Tolson was master of the Mary Galley and had recently returned from a trading voyage to the East Indies heavily loaded with a valuable cargo. Having been separated from a Dutch convoy, the galley had engaged in a fight with two French privateers. Tolson had evaded capture by them but was severely injured in his leg. The galley has then been taken by two more privateers having mistaken them for friendly men-of-war off Jutland.

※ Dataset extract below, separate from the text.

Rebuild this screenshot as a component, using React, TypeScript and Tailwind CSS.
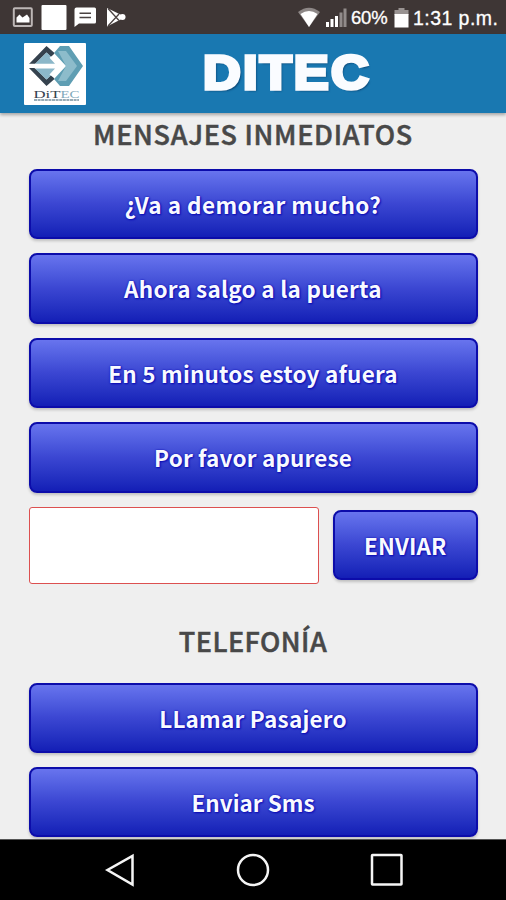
import React from "react";

const textGlow = "[text-shadow:0_0_2px_#0b0bb4,1px_1px_2px_#0b0bb4]";

function ActionButton({ label, size, width = "w-full" }: { label: string; size: string; width?: string }) {
  return (
    <button
      className={`flex h-[70.4px] shrink-0 items-center justify-center rounded-[8px] border-2 border-[#0c0caa] bg-linear-to-b from-[#6874ee] via-[#3b46d2] to-[#141eb6] shadow-[0_2px_3px_rgba(0,0,0,0.2)] ${width}`}
    >
      <span className={`whitespace-nowrap font-['Noto_Sans_CJK_JP',sans-serif] text-[22.5px] leading-none font-bold text-[#f8faff] ${textGlow} ${size}`}>
        {label}
      </span>
    </button>
  );
}

function StatusBar() {
  return (
    <div className="flex h-[34px] shrink-0 items-center justify-between bg-[#3e3635]">
      <svg width="130" height="34" viewBox="0 0 130 34">
        <rect x="13.8" y="8.3" width="18" height="17.6" rx="1" fill="none" stroke="#bdb7b6" strokeWidth="2" />
        <path d="M16.5 22.5v-5l3-3 3 3 4.5-3 2.5 3.5v4.500z" fill="#fff" />
        <rect x="41.500" y="5" width="25" height="25" rx="1" fill="#fff" />
        <path d="M76.500 7.500h18q1.500 0 1.500 1.500v13q0 1.500-1.500 1.500H79L74.500 27V9.500q0-2 2-2z" fill="#fff" />
        <path d="M79.500 13.200h11.500M79.500 17.500h11.500" stroke="#4a4241" strokeWidth="1.500" />
        <path d="M107 8v18.500l18.500-9.500z" fill="#fff" />
        <path d="M108 8.500l11 12M108 26l11-12" stroke="#4a4241" strokeWidth="1.300" />
        <circle cx="122.500" cy="17" r="3" fill="#fff" />
      </svg>
      <div className="flex h-[34px] w-[211px] items-center font-['Liberation_Sans',sans-serif] text-white">
        <svg className="shrink-0" width="56" height="34" viewBox="0 0 56 34">
          <path d="M3 12Q14 3.500 25 12L14 27z" fill="#8d8786" />
          <path d="M5.500 14Q14 8 22.500 14L14 27z" fill="#fff" />
          <path d="M31 22h3v5h-3zM35.500 19h3v8h-3zM40 16h3v11h-3z" fill="#fff" />
          <path d="M44.500 12.500h3V27h-3zM48.500 8.500h3V27h-3z" fill="#918b8a" />
        </svg>
        <span className="w-[42px] pt-[3px] text-[18.500px] leading-none tracking-[-0.2px] whitespace-nowrap [-webkit-text-stroke:0.300px_#fff]">60%</span>
        <svg className="shrink-0" width="20" height="34" viewBox="0 0 20 34">
          <path d="M5.500 8h6v2h4v5h-14v-5h4z" fill="#999392" />
          <rect x="1.500" y="14" width="14" height="13.500" fill="#fff" />
        </svg>
        <span className="pt-[3px] text-[19.500px] leading-none tracking-[0.450px] whitespace-nowrap [-webkit-text-stroke:0.300px_#fff]">1:31 p.m.</span>
      </div>
    </div>
  );
}

function Logo() {
  return (
    <svg className="ml-[24px] shrink-0" width="62" height="62" viewBox="0 0 62 62">
      <rect width="62" height="62" rx="1" fill="#fff" />
      <path d="M5 21L22.500 3 30.500 10l-3 4.500-5-5L11 21zM5 25l17.500 18 8-7-3-4.500-5 5L11 25z" fill="#35424e" />
      <path d="M11.500 20.500L22.500 9.500l10 9 2 4.500-2 4.500-10 9L11.500 26z" fill="#8bb7c9" />
      <path d="M30 10l6-7h9l14 20-14 20h-9l-6-7 12-13z" fill="#5f9eb3" />
      <path d="M34 8h8l11 15-11 15h-8l8-15z" fill="#8dbccb" />
      <path d="M5 20.800h26l-5.500-6 4-3L41.500 23 29.500 34.500l-4-3 5.500-6H11z" fill="#fff" />
      <text x="9.500" y="54.500" textLength="27" lengthAdjust="spacingAndGlyphs" fontFamily="Liberation Serif, serif" fontSize="11" fill="#35424e">DiT</text>
      <text x="36.500" y="54.500" textLength="19" lengthAdjust="spacingAndGlyphs" fontFamily="Liberation Serif, serif" fontSize="10.500" fill="#7fa9ba">EC</text>
      <path d="M10 57h45" stroke="#75909f" strokeWidth="1.500" strokeDasharray="3 .6" />
    </svg>
  );
}

const headingClass =
  "text-center font-['Noto_Sans_CJK_JP',sans-serif] font-medium leading-none whitespace-nowrap text-[#484848] [-webkit-text-stroke:0.500px_#484848]";

export default function App() {
  return (
    <div className="flex h-[900px] w-[506px] flex-col overflow-hidden bg-[#efefef]">
      <StatusBar />
      <header className="z-10 flex h-[79px] shrink-0 items-center bg-[#1978b1] shadow-[0_2px_3px_rgba(0,0,0,0.3)]">
        <Logo />
        <h1 className="ml-[117px] origin-left scale-x-[1.09] pb-[2px] font-['Liberation_Sans',sans-serif] text-[48px] leading-none font-bold tracking-[2px] text-[#fafcff] [-webkit-text-stroke:3.500px_#fafcff] [text-shadow:2px_2px_2px_#073e6c]">
          DITEC
        </h1>
      </header>
      <main className="flex h-[726px] shrink-0 flex-col overflow-hidden px-[28.5px]">
        <h2 className={`${headingClass} h-[56px] shrink-0 pt-[7px] text-[27px] tracking-[0.700px]`}>MENSAJES INMEDIATOS</h2>
        <div className="flex shrink-0 flex-col gap-[14px]">
          <ActionButton label="¿Va a demorar mucho?" size="tracking-[0.450px]" />
          <ActionButton label="Ahora salgo a la puerta" size="tracking-[0.250px]" />
          <ActionButton label="En 5 minutos estoy afuera" size="tracking-[0.200px]" />
          <ActionButton label="Por favor apurese" size="tracking-[0.150px]" />
        </div>
        <div className="mt-[14px] flex h-[77px] shrink-0 items-center gap-[14px]">
          <input aria-label="Mensaje" className="h-[77px] w-[290px] shrink-0 rounded-[3px] border-[1.500px] border-[#dc5050] bg-white outline-none" />
          <ActionButton label="ENVIAR" size="tracking-[0.100px]" width="w-[145.5px]" />
        </div>
        <h2 className={`${headingClass} h-[99px] shrink-0 pt-[43px] text-[27px] tracking-[0.450px]`}>TELEFONÍA</h2>
        <div className="flex shrink-0 flex-col gap-[14px]">
          <ActionButton label="LLamar Pasajero" size="tracking-[0.200px]" />
          <ActionButton label="Enviar Sms" size="tracking-[0px]" />
        </div>
      </main>
      <nav className="h-[61px] shrink-0 border-t border-[#555] bg-black">
        <svg width="506" height="60" viewBox="0 840 506 60" fill="none" stroke="#f5f5f5" strokeWidth="2.500">
          <path d="M132.500 856v28.500L107.500 870z" />
          <circle cx="253" cy="870" r="15" />
          <rect x="372" y="855" width="29.500" height="29.500" rx="0.500" />
        </svg>
      </nav>
    </div>
  );
}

To add to Tolson’s misfortunes, Bowrey considered him to be at fault especially as the invoices for the cargo was destroyed by the privateers. Bowrey was demanding an affidavit from Tolson swearing his detailed account of what had gone wrong. Although Tolson had made arrangements to swear his affidavit before a judge, he sets out a little of his story in this letter complaining that the galley’s small Armes were as useless as a Bartholome fair Bow and Arrow – a reference to the toys sold at the notorious fair held in London on St Bartholomew’s Day. He further complained that the Great Gunns Bowrey had supplied for the galley Jumpt out of the Carriages att first firing.

Despite this, they got away and headed for a safe harbour in Norway before being captured through trickery. Tolson had more to say once he got back to England but he was clearly much aggrieved not only by Bowrey’s attitude over the capture of the galley but about the whole ill-conceived voyage.